# Water coming out of steam wand when purging



## Espresso mania (7 mo ago)

When purging the steam wand on my *Rancilio Silvia*. there is approx 50g of water coming out before the steam comes which is quite a lot if you think about it 

Also the steam seems to be quite unstable, the machine is spitting almost like if it is a mix of water and steam.
If i purge the wand for a LONG time (+20 sec) into a bucket it gets better, but not perfect...

I have tried so far;
Throughly descaled the machine with Citric acid
Adjusted the grouphead pressure (not even sure if this is related to the steam pressure, but...)

What I am thinking next is to take the boiler apart and check the inside for scales etc.

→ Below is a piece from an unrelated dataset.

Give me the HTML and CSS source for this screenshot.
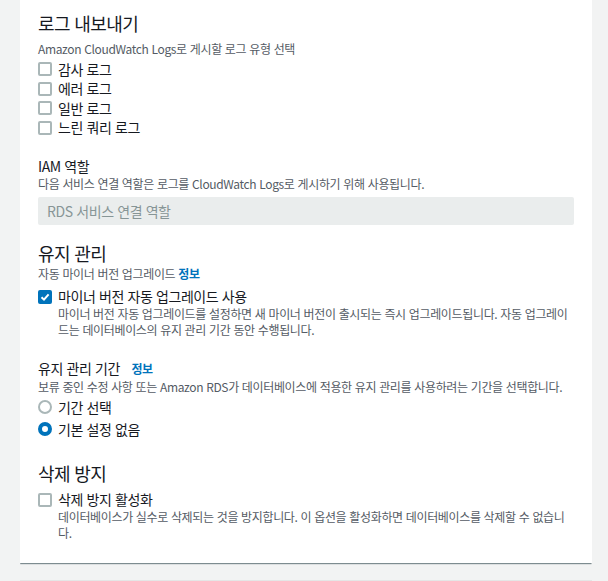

Any other ideas on what I could do ?


----------



## El carajillo (Mar 16, 2013)

What machine is it ? it makes a difference.


----------



## Espresso mania (7 mo ago)

oh yes sorry, it is a Rancilio Silvia


----------



## El carajillo (Mar 16, 2013)

If you are in a hard water area I think your diagnosis ref scale is probably correct. When it builds up on the element it tends to insulate the water from the element. If the scale is thick the citric acid may not have broken all the scale down. It would be worth checking the steam thermostat it may not be allowing the water up to sufficient temperature.
If you invert the boiler to descale it do not get the element connector wet.


----------